M: The guitar in question belonged to our mate Simon Gunning – an artist manager who looked after Butch Vig’s later incarnation as Garbage. He shared an office with our then manager, and he kept the guitar in a corner. We knocked around the place after office hours, actually we lived in an empty office down the corridor…
J: it was rent free, no curtains at the window, but we couldn’t be fussy as we had lost our first record deal, and there wasn’t much money around. It proved inspirational for writing because we didn’t want to continue living like this – we thought we were writing our way out of poverty.
M: We used that guitar to write a few of the tunes on ‘Songs for the Small Places.’ Because we’d seen Butch playing it a couple of times while visiting Simon on business, we hoped a little of his magic would rub off from his fingers and onto our artistic endeavours.
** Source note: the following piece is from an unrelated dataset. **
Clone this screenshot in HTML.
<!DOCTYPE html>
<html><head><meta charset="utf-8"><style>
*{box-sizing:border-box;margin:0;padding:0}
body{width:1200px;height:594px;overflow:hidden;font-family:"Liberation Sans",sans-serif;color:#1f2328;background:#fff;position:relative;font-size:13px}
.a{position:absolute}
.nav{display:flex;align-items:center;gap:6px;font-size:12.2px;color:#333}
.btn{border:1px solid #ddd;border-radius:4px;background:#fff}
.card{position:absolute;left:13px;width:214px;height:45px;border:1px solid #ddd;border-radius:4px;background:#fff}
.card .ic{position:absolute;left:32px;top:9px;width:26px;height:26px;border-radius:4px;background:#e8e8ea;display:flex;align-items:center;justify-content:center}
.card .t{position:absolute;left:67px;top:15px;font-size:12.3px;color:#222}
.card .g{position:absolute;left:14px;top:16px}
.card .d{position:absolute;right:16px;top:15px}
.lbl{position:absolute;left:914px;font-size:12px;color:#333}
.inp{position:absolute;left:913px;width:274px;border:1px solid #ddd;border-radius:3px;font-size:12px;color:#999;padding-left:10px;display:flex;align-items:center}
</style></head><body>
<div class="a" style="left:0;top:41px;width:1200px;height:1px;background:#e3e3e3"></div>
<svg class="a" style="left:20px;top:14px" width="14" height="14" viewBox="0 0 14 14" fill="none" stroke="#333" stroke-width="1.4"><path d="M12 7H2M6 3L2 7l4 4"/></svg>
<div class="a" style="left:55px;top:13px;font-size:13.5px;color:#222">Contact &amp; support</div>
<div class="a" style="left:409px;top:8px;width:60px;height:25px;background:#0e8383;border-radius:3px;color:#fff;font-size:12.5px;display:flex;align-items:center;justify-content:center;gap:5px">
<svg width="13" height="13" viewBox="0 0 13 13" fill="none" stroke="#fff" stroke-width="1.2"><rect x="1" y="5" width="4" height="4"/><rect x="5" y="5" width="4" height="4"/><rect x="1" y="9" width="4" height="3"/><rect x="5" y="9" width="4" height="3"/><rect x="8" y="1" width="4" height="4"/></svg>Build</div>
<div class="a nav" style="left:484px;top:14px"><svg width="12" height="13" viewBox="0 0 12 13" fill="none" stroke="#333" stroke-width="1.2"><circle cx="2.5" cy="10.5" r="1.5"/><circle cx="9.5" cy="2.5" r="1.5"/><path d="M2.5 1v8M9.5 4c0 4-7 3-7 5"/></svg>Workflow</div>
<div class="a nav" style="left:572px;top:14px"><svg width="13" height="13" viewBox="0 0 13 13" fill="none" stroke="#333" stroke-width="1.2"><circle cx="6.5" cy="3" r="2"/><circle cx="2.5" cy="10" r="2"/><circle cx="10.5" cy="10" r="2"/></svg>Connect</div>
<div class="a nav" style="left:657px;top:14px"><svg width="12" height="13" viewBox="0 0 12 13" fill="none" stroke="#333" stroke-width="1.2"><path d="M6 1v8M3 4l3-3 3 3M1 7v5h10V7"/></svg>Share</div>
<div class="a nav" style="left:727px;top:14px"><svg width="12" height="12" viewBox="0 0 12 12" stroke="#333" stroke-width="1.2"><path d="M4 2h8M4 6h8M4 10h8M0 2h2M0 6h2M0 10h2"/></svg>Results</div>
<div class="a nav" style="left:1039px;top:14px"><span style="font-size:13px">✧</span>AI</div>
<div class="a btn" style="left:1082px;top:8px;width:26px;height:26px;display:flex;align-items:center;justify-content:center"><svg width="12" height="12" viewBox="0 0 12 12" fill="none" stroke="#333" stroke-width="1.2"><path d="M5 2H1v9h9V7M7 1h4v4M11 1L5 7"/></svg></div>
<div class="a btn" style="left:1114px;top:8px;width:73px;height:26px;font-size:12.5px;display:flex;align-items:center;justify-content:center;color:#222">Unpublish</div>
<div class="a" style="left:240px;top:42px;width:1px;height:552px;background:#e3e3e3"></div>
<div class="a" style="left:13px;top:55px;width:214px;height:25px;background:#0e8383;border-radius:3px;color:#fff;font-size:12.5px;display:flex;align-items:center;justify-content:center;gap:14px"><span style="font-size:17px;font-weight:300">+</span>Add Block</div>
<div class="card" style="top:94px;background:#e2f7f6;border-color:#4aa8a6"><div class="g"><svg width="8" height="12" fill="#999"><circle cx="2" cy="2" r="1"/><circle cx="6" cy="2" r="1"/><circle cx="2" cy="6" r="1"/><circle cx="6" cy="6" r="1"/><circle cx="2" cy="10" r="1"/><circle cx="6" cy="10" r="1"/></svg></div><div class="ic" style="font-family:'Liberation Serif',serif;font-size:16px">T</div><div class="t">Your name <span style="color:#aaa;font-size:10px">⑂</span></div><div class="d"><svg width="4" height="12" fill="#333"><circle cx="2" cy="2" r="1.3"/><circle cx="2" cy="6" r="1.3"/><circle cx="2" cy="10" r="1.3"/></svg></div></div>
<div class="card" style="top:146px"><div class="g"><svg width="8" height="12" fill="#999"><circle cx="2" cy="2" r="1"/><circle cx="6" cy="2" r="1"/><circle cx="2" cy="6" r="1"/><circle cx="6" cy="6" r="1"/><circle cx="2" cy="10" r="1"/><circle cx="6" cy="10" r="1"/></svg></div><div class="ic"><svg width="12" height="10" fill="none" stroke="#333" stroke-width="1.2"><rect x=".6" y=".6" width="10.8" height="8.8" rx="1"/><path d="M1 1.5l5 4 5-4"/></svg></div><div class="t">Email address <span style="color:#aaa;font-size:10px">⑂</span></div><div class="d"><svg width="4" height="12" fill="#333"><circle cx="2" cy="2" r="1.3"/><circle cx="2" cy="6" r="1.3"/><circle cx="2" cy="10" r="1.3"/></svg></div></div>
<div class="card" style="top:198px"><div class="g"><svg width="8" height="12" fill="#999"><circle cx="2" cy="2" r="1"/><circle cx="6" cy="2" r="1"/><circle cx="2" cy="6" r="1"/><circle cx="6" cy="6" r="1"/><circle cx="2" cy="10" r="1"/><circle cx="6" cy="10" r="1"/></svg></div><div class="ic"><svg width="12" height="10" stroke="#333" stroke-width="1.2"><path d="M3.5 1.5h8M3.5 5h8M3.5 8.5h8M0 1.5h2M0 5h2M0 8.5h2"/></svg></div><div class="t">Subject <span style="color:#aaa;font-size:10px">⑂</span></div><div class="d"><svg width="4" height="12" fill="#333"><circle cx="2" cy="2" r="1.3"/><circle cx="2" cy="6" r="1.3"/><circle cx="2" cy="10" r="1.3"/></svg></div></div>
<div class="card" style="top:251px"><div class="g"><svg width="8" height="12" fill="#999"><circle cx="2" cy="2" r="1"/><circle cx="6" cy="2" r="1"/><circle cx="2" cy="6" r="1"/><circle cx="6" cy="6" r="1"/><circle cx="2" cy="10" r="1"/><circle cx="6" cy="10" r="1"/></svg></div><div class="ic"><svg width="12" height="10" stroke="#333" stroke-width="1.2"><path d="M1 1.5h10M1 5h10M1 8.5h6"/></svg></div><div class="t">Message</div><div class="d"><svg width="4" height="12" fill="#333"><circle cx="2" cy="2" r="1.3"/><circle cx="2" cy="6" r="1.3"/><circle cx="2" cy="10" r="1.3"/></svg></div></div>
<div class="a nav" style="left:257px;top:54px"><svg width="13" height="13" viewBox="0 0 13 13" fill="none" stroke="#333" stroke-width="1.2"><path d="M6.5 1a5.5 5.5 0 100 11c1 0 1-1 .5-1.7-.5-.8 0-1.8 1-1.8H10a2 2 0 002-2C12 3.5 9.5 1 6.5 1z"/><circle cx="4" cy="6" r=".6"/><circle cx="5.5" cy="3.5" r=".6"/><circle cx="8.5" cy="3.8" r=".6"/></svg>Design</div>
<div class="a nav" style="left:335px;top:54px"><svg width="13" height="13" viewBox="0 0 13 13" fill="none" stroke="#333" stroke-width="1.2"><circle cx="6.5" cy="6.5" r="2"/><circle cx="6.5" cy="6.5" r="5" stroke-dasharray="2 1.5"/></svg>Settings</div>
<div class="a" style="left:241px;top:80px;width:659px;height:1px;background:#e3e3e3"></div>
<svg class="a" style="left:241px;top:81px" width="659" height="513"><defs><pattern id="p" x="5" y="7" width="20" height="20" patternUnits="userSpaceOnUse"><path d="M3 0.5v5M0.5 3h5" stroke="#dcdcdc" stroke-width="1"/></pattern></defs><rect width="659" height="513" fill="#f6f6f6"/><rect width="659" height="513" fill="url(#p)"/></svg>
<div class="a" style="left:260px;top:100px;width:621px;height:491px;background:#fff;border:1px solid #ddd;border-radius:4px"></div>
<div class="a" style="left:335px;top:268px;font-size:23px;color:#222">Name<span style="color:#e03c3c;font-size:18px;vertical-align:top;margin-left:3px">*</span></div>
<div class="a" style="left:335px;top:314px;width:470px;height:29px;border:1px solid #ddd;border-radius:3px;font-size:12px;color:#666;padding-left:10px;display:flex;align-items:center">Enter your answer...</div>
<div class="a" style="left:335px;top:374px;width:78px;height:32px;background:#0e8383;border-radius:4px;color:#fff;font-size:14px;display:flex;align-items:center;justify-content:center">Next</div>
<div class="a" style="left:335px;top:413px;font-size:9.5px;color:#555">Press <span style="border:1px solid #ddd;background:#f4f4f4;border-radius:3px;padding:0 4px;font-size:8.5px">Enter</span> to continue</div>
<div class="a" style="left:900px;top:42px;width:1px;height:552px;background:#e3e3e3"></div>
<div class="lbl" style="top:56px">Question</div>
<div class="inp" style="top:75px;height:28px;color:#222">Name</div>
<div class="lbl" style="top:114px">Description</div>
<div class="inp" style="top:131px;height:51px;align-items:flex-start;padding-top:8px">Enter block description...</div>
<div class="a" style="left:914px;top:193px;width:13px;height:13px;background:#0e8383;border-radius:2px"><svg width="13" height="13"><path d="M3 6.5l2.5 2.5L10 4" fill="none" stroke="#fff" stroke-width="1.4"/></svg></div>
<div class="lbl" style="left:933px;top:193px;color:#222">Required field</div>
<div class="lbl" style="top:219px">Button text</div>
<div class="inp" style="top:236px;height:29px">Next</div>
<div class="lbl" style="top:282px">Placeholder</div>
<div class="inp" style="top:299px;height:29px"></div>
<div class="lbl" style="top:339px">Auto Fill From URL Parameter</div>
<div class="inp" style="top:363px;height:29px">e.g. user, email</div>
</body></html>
Who did you work with on the album?
M: The recording started with the demos first – for that we went up to an old stomping ground – Fairview Studios in Hull to work with an old friend, an amazing engineer and a very talented producer too – he’s called John Spence. When we brought those ideas back down to London we worked with other musicians to convert the stuff on the demos, which was mainly programmed music, to that very analogue live sound that is getting all the good praise in the album reviews. 
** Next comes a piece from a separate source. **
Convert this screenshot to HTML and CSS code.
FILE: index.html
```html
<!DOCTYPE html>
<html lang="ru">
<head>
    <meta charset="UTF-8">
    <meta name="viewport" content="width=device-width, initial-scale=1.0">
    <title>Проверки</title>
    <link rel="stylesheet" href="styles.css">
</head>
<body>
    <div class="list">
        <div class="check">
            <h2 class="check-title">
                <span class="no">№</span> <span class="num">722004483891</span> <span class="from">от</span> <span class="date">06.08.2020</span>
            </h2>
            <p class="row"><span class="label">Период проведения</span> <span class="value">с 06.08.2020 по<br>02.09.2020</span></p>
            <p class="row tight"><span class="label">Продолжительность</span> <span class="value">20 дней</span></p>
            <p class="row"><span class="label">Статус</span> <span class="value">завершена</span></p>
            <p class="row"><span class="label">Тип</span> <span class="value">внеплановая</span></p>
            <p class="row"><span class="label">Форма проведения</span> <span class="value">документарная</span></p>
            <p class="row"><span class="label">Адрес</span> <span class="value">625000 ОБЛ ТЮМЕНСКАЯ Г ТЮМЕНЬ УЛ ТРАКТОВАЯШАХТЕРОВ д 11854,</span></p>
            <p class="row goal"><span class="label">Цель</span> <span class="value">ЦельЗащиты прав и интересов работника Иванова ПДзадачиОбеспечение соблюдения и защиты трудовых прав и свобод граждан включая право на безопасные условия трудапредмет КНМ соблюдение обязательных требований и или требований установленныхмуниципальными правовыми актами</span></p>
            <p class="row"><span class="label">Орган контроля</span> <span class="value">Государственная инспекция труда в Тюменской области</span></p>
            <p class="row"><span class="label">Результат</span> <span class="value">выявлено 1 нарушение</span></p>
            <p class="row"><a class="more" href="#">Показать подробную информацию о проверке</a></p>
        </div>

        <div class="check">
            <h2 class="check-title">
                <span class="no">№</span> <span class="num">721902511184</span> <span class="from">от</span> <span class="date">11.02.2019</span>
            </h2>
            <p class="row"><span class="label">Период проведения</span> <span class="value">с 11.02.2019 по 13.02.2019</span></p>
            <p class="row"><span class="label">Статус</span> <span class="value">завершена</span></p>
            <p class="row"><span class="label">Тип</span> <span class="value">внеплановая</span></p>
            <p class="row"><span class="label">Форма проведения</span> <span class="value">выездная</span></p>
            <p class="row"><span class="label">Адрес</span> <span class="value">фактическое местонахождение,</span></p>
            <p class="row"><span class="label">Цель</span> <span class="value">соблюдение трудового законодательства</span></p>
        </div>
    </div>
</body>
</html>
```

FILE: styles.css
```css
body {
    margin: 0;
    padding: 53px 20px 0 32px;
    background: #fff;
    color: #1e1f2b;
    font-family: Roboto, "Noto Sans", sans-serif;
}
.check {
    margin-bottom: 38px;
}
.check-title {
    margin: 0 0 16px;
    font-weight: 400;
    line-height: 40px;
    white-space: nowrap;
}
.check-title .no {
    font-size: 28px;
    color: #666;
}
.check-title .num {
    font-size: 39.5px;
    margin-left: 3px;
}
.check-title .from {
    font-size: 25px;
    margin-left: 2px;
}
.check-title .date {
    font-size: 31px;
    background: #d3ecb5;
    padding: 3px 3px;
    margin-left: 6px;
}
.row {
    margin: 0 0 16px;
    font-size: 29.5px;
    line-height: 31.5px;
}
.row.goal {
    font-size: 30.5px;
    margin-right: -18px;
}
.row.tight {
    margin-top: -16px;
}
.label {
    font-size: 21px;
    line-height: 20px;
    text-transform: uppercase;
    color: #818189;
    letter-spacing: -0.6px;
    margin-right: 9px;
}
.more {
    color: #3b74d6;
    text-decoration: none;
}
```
Are we expected to see any music videos from any of the tracks off the album and if so, can you tell us more about what can we expect from the creative process? 
M: Actually, there is one we’re using from back in the day, you can see it on our YT channel. The song Time of our Lives was written as a critique of the party life, and to some degree, the so called rock and roll lifestyle – it particularly attempts to focus on adult rights of passage associated with going out – especially around the narrow focus motivation of trying to meet sexual partners – it seeks to put a question mark at the end of the phrase, ‘the time of our lives’ – to ask is this actually ‘the time of our lives?’ 
J: In the video we attempt to play a couple of hapless, comedic characters with a singular mindset and motivation of the sort you wouldn’t struggle to find in clubs and bars even in the present day. These characters are contrasted with our ‘cooler’ (at least in our view) onstage personas as band members playing live on the Madame Jojo’s stage – a gig we did several times over the years. 
M: In retrospect, our acting skills are possibly not strong enough to convey that the two characters we play in the club, are meant to be totally different people to the two of us in the band.
J: A reworked version of this song appears on Songs for the Small Places.
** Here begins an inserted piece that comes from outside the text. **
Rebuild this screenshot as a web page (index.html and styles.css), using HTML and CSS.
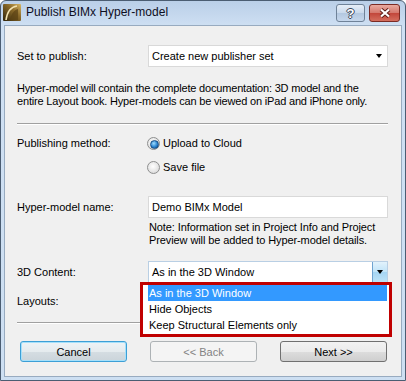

Do you have any live shows coming up? 
M: There are only two of us, and it’s a well produced album, we’d need to bring in a few other musicians to recreate that sound
J: Which means we will need to fund this if we are to tour it seriously –we’ll need to see how the album picks up over the course of the year.
M: That said we are looking at a couple of shows – one in Brighton and another in London.
J: We are playing acoustically on Patrick Kielty’s show on Radio 5 in a couple of weeks – it will be live from the BBC’s live lounge.

Let us know where we can get tickets if so.
J: We’ll have to keep you posted on that one.

What else can we expect in 2024?
M: We have to work the album first – we’re currently engaged in getting some good reviews at press, music blogs and fan sites.
J: We have two singles from the album in pipeline before the year is out, and some additional material, what used to be called B-sides, that will come along with them. We’re hopeful of leveraging the critical acclaim to maximise our potential to get on some radio playlists.
M: And we’d like to win the Mercury Music Prize.
J: Wow! That’s a bold statement. You heard it here first.

Where do you see yourself now in 5 Years?
M: We have more material to bring to the world – after Songs for the Small Places, we set off on a quest to write a collection of new ways of looking at the subject of Love – which is interesting as a writer as it’s the most common thematic in popular music.
J: Which makes it ripe for a bit of shaking up. We’re looking forwards to bringing that collection out into the light in the future.
M: And we’d like to develop the label – Little Genius – as a vehicle for other artists, who we know to have been, let’s say bruised by the business of music, but whose work deserves to be heard, but may not fit with what is held to be fashionable.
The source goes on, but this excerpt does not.